**DIRECTIONS**
Transcribe the records that follow. Keep every word exactly, and drop the pictures.

(Pages as source code)
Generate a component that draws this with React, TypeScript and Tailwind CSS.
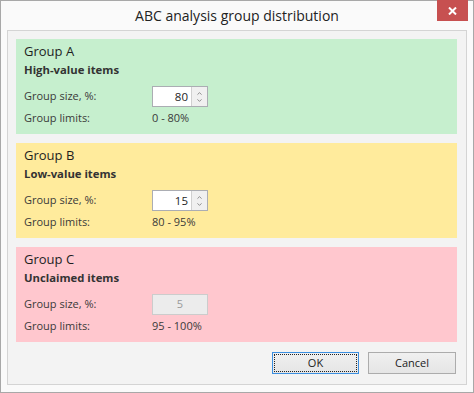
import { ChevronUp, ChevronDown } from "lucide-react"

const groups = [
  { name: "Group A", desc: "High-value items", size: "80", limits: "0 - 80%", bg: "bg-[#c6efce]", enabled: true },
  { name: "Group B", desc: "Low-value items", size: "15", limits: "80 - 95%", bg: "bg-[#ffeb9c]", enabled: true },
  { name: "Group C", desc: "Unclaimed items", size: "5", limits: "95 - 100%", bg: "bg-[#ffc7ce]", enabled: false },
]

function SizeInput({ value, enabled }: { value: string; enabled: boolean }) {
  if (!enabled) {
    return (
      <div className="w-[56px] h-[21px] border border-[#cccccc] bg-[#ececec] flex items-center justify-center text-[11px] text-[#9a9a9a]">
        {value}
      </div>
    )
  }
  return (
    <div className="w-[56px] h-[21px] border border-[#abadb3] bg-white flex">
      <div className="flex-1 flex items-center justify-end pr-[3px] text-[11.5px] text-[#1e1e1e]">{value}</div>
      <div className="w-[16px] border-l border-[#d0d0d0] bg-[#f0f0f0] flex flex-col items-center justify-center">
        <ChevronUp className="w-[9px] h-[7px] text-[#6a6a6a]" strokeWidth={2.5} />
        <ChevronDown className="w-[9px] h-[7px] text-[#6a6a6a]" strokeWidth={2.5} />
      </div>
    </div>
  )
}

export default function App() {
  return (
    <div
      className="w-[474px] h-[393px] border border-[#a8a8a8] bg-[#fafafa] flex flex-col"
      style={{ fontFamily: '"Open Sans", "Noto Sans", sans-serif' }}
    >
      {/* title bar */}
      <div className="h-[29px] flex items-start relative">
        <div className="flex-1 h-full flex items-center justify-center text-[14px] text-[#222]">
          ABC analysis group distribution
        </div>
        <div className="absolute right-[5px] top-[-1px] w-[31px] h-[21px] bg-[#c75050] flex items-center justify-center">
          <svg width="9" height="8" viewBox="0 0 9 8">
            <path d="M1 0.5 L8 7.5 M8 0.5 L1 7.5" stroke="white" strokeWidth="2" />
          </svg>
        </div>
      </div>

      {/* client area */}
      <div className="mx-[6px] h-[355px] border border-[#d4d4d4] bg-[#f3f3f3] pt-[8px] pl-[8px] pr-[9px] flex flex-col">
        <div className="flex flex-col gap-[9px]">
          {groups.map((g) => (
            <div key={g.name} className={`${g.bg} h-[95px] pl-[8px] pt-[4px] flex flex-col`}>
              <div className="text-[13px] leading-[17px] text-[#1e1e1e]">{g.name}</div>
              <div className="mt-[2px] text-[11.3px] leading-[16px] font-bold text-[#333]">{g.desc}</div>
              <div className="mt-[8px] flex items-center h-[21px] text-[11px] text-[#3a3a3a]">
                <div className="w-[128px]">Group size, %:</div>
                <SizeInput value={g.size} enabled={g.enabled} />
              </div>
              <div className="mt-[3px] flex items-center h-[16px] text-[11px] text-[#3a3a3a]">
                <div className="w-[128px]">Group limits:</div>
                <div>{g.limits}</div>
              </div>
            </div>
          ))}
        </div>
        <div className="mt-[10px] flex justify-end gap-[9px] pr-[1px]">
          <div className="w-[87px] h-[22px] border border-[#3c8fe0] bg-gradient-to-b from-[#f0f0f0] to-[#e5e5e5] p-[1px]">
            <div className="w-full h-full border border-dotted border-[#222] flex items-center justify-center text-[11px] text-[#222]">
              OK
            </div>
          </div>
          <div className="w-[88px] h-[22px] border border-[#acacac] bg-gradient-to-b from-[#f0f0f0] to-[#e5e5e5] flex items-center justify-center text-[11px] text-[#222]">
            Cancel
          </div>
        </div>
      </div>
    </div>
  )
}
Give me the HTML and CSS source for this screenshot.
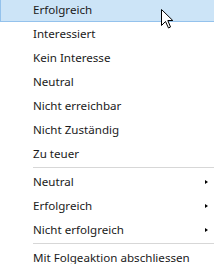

**EXERCISE ANSWER**
Generate a component that draws this with React, TypeScript and Tailwind CSS.
import { ChevronUp, ChevronDown } from "lucide-react"

const groups = [
  { name: "Group A", desc: "High-value items", size: "80", limits: "0 - 80%", bg: "bg-[#c6efce]", enabled: true },
  { name: "Group B", desc: "Low-value items", size: "15", limits: "80 - 95%", bg: "bg-[#ffeb9c]", enabled: true },
  { name: "Group C", desc: "Unclaimed items", size: "5", limits: "95 - 100%", bg: "bg-[#ffc7ce]", enabled: false },
]

function SizeInput({ value, enabled }: { value: string; enabled: boolean }) {
  if (!enabled) {
    return (
      <div className="w-[56px] h-[21px] border border-[#cccccc] bg-[#ececec] flex items-center justify-center text-[11px] text-[#9a9a9a]">
        {value}
      </div>
    )
  }
  return (
    <div className="w-[56px] h-[21px] border border-[#abadb3] bg-white flex">
      <div className="flex-1 flex items-center justify-end pr-[3px] text-[11.5px] text-[#1e1e1e]">{value}</div>
      <div className="w-[16px] border-l border-[#d0d0d0] bg-[#f0f0f0] flex flex-col items-center justify-center">
        <ChevronUp className="w-[9px] h-[7px] text-[#6a6a6a]" strokeWidth={2.5} />
        <ChevronDown className="w-[9px] h-[7px] text-[#6a6a6a]" strokeWidth={2.5} />
      </div>
    </div>
  )
}

export default function App() {
  return (
    <div
      className="w-[474px] h-[393px] border border-[#a8a8a8] bg-[#fafafa] flex flex-col"
      style={{ fontFamily: '"Open Sans", "Noto Sans", sans-serif' }}
    >
      {/* title bar */}
      <div className="h-[29px] flex items-start relative">
        <div className="flex-1 h-full flex items-center justify-center text-[14px] text-[#222]">
          ABC analysis group distribution
        </div>
        <div className="absolute right-[5px] top-[-1px] w-[31px] h-[21px] bg-[#c75050] flex items-center justify-center">
          <svg width="9" height="8" viewBox="0 0 9 8">
            <path d="M1 0.5 L8 7.5 M8 0.5 L1 7.5" stroke="white" strokeWidth="2" />
          </svg>
        </div>
      </div>

      {/* client area */}
      <div className="mx-[6px] h-[355px] border border-[#d4d4d4] bg-[#f3f3f3] pt-[8px] pl-[8px] pr-[9px] flex flex-col">
        <div className="flex flex-col gap-[9px]">
          {groups.map((g) => (
            <div key={g.name} className={`${g.bg} h-[95px] pl-[8px] pt-[4px] flex flex-col`}>
              <div className="text-[13px] leading-[17px] text-[#1e1e1e]">{g.name}</div>
              <div className="mt-[2px] text-[11.3px] leading-[16px] font-bold text-[#333]">{g.desc}</div>
              <div className="mt-[8px] flex items-center h-[21px] text-[11px] text-[#3a3a3a]">
                <div className="w-[128px]">Group size, %:</div>
                <SizeInput value={g.size} enabled={g.enabled} />
              </div>
              <div className="mt-[3px] flex items-center h-[16px] text-[11px] text-[#3a3a3a]">
                <div className="w-[128px]">Group limits:</div>
                <div>{g.limits}</div>
              </div>
            </div>
          ))}
        </div>
        <div className="mt-[10px] flex justify-end gap-[9px] pr-[1px]">
          <div className="w-[87px] h-[22px] border border-[#3c8fe0] bg-gradient-to-b from-[#f0f0f0] to-[#e5e5e5] p-[1px]">
            <div className="w-full h-full border border-dotted border-[#222] flex items-center justify-center text-[11px] text-[#222]">
              OK
            </div>
          </div>
          <div className="w-[88px] h-[22px] border border-[#acacac] bg-gradient-to-b from-[#f0f0f0] to-[#e5e5e5] flex items-center justify-center text-[11px] text-[#222]">
            Cancel
          </div>
        </div>
      </div>
    </div>
  )
}
Give me the HTML and CSS source for this screenshot.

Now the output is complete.